Actually, it wasn’t all that bad as the road was quiet and the sun came out for a while so we just plodded along slowly until we reached the top of the hill (well over 300m again!). I bet it is a lot more fun going in the other direction though. Anyway, just before the top of the hill, we went underneath another old railway bridge but this time, on the other side we got a really unexpected surprise to see a line of old railway engines and carriages right on the roadside, completely in the middle of nowhere. I love trains so this was easily the highlight of the day. It turns out that this was the Whitrope Heritage Centre and this section of old track was once part of the old Borders Railway (Waverley Line). The centre was closed for the year but we did stop long enough to get some nice photos and we sat on an old section of track to have a snack.
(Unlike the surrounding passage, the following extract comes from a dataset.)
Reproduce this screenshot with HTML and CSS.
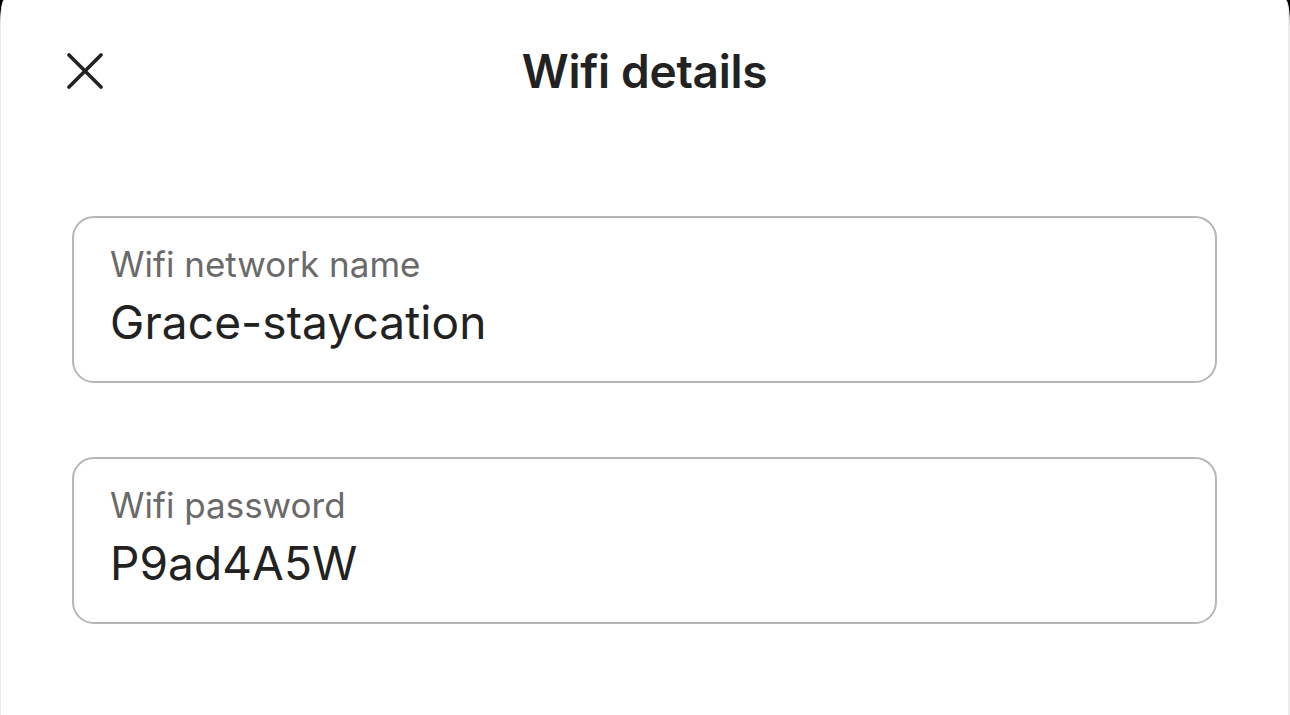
FILE: index.html
```html
<!DOCTYPE html>
<html lang="en">
<head>
<meta charset="UTF-8" />
<meta name="viewport" content="width=device-width, initial-scale=1" />
<title>Wifi details</title>
<link rel="stylesheet" href="styles.css">
</head>
<body>
<main class="sheet">
  <header class="sheet__header">
    <button type="button" class="close" aria-label="Close">
      <svg width="36" height="36" viewBox="0 0 36 36" aria-hidden="true">
        <path d="M2 2 L34 34 M34 2 L2 34" stroke="#222" stroke-width="3.6" stroke-linecap="round" fill="none"/>
      </svg>
    </button>
    <h1 class="sheet__title">Wifi details</h1>
  </header>

  <section class="fields">
    <div class="field">
      <span class="field__label">Wifi network name</span>
      <span class="field__value">Grace-staycation</span>
    </div>
    <div class="field">
      <span class="field__label">Wifi password</span>
      <span class="field__value">P9ad4A5W</span>
    </div>
  </section>
</main>
</body>
</html>
```

FILE: styles.css
```css
/* folha branca sobre fundo escuro */
body {
  margin: 0;
  background: #000;
  font-family: 'Inter', 'Noto Sans', sans-serif;
  color: #222;
}
.sheet {
  background: #fff;
  min-height: 715px;
  border-left: 1px solid #ececec;
  border-right: 2px solid #ececec;
  border-top-left-radius: 4px 26px;
  border-top-right-radius: 4px 26px;
  box-sizing: border-box;
}
.sheet__header {
  position: relative;
  height: 142px;
  display: flex;
  align-items: center;
  justify-content: center;
}
.close {
  position: absolute;
  left: 66px;
  top: 53px;
  background: none;
  border: none;
  padding: 0;
  width: 36px;
  height: 36px;
  cursor: pointer;
}
.close svg { display: block; }
.sheet__title {
  margin: 0;
  font-size: 46px;
  font-weight: 600;
  letter-spacing: -0.3px;
}
.fields {
  display: flex;
  flex-direction: column;
  gap: 74px;
  padding: 74px 71px 0 71px;
}
.field {
  border: 2px solid #b6b6b6;
  border-radius: 22px;
  height: 167px;
  box-sizing: border-box;
  padding: 24px 36px 0 36px;
  display: flex;
  flex-direction: column;
}
.field__label {
  font-size: 35px;
  line-height: 44px;
  color: #6a6a6a;
}
.field__value {
  margin-top: 6px;
  font-size: 46px;
  line-height: 60px;
  letter-spacing: 0.1px;
  color: #222;
}
```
Not far north from here on the road back to Hawick, we spotted a lovely old railway viaduct as well. I really hope that the new Borders Railway is extended to run through this part of the country again all the way to Carlisle as it really is very scenic and it would be a very nice train ride. Shortly after the viaduct we passed the turning for Bonchester Bridge once more and then headed back down the hill, before having an easy cycle for the last few miles back to Hawick. According to Google Maps, we climbed over 2600 feet today and it really felt like it as there were a lot of hard uphill sections on this route. But if you don’t mind the steep hills, and fancy a day out in some very quiet and (at times) very interesting countryside, then this is the route for you.